One wonders how Jeff Clark would have fared against a 2014 Zero SR (Brandon!!) or against a 2014 Empulse TTX, but he improved his time over last year.  Further, while the Brutus V2 Rocket is a prototype bike, it's nearly ready for production (apparently) and Brutus does have it listed on their site with a $26,000 price tag.

In other words, a few years ago the story for electric motorcycle racing was far out prototype bikes by Brammo/Lightning/MotoCzysz/Muench and others.  The production bikes of that era weren't capable of finishing something like Pikes Peak until the 2012 Zero model line, and now both Brammo and Zero are hitting their stride with excellent production electric motorcycles.

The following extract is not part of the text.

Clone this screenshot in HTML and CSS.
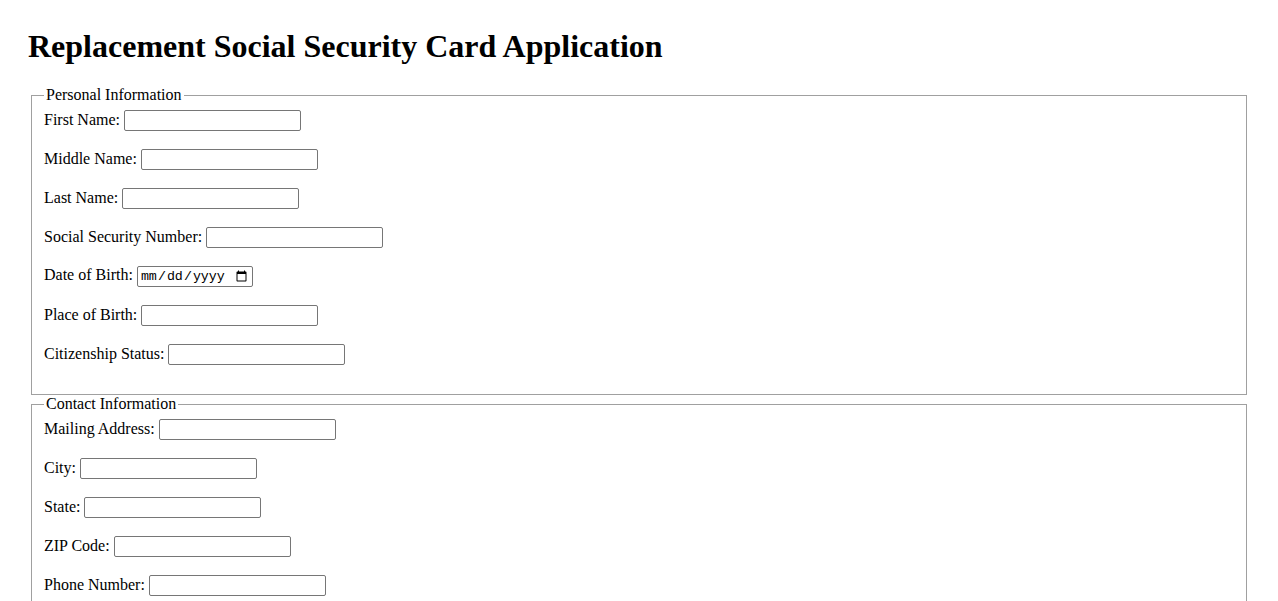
FILE: index.html
```html
<!DOCTYPE html>
<html lang="en">
<head>
    <meta charset="UTF-8" />
    <meta name="viewport" content="width=device-width, initial-scale=1.0"/>
    <title>Replacement Social Security Card Application</title>
    <link rel="stylesheet" href="styles.css">
</head>
<body>

    <h1>Replacement Social Security Card Application</h1>

    <form id="ssnForm">
        <!-- Personal Information -->
        <fieldset>
            <legend>Personal Information</legend>
            <div class="form-group">
                <label for="firstName">First Name:</label>
                <input type="text" id="firstName" name="firstName" />
            </div>
            <div class="form-group">
                <label for="middleName">Middle Name:</label>
                <input type="text" id="middleName" name="middleName" />
            </div>
            <div class="form-group">
                <label for="lastName">Last Name:</label>
                <input type="text" id="lastName" name="lastName" />
            </div>
            <div class="form-group">
                <label for="ssn">Social Security Number:</label>
                <input type="text" id="ssn" name="ssn" />
            </div>
            <div class="form-group">
                <label for="dob">Date of Birth:</label>
                <input type="date" id="dob" name="dob" />
            </div>
            <div class="form-group">
                <label for="pob">Place of Birth:</label>
                <input type="text" id="pob" name="pob" />
            </div>
            <div class="form-group">
                <label for="citizenship">Citizenship Status:</label>
                <input type="text" id="citizenship" name="citizenship" />
            </div>
        </fieldset>

        <!-- Contact Information -->
        <fieldset>
            <legend>Contact Information</legend>
            <div class="form-group">
                <label for="address">Mailing Address:</label>
                <input type="text" id="address" name="address" />
            </div>
            <div class="form-group">
                <label for="city">City:</label>
                <input type="text" id="city" name="city" />
            </div>
            <div class="form-group">
                <label for="state">State:</label>
                <input type="text" id="state" name="state" />
            </div>
            <div class="form-group">
                <label for="zip">ZIP Code:</label>
                <input type="text" id="zip" name="zip" />
            </div>
            <div class="form-group">
                <label for="phone">Phone Number:</label>
                <input type="text" id="phone" name="phone" />
            </div>
            <div class="form-group">
                <label for="email">Email Address:</label>
                <input type="text" id="email" name="email" />
            </div>
        </fieldset>
    </form>

</body>
</html>
```

FILE: styles.css
```css
body {
    font-family: 'Liberation Serif', 'Times New Roman', serif;
    font-size: 16px;
    color: #000;
    margin: 0;
    padding: 28px 29px 28px 29px;
}

h1 {
    font-size: 32px;
    margin: 0 0 21px -1px;
}

fieldset {
    margin: 0 2px;
    padding: 6px 12px 11px;
    border: 1px solid #a0a0a0;
}

legend {
    padding: 0 2px;
}

.form-group {
    margin-bottom: 18px;
}

input[type="text"] {
    width: 177px;
    height: 21px;
    box-sizing: border-box;
    padding: 1px 2px;
    border: 1px solid #767676;
    border-radius: 2px;
    font-family: 'Liberation Sans', Arial, sans-serif;
    font-size: 13.33px;
    vertical-align: baseline;
}

input[type="date"] {
    width: 116px;
    height: 21px;
    box-sizing: border-box;
    padding: 1px 2px;
    border: 1px solid #767676;
    border-radius: 2px;
    font-family: 'Liberation Mono', 'Courier New', monospace;
    font-size: 13.33px;
}
```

Now it's possible for a rider to just buy a Zero or Brammo bike, do some tweaking, and get performance similar to or better than 250cc gas bikes.  Jeff Clark's 11:59.814 lap time beat the pants off the Pikes Peak 250cc class whose fastest rider was Matt Meinart with a 12:09.513 lap time.  He would have finished in the middle of the Pikes Peak Lightweight class, had he been entered in that class.  Jeremiah Johnson would have finished in the middle of Pikes Peak Middleweight class, had he been in that class.

Within a couple years the Production Electric Motorcycle class could be a significant force at Pikes Peak.  They're already giving results in the middle of their respective gasser classes.  Given the rapid progress being made, it's a certainty that more electric motorcycle racers will do as Lightning did last year, and win outright.  It's just a matter of "when" not "if".

It's within the realm of likelihood, now, that the outright winner could be electric next year, or the year after.

Won't that catch the attention of lots of gear-heads?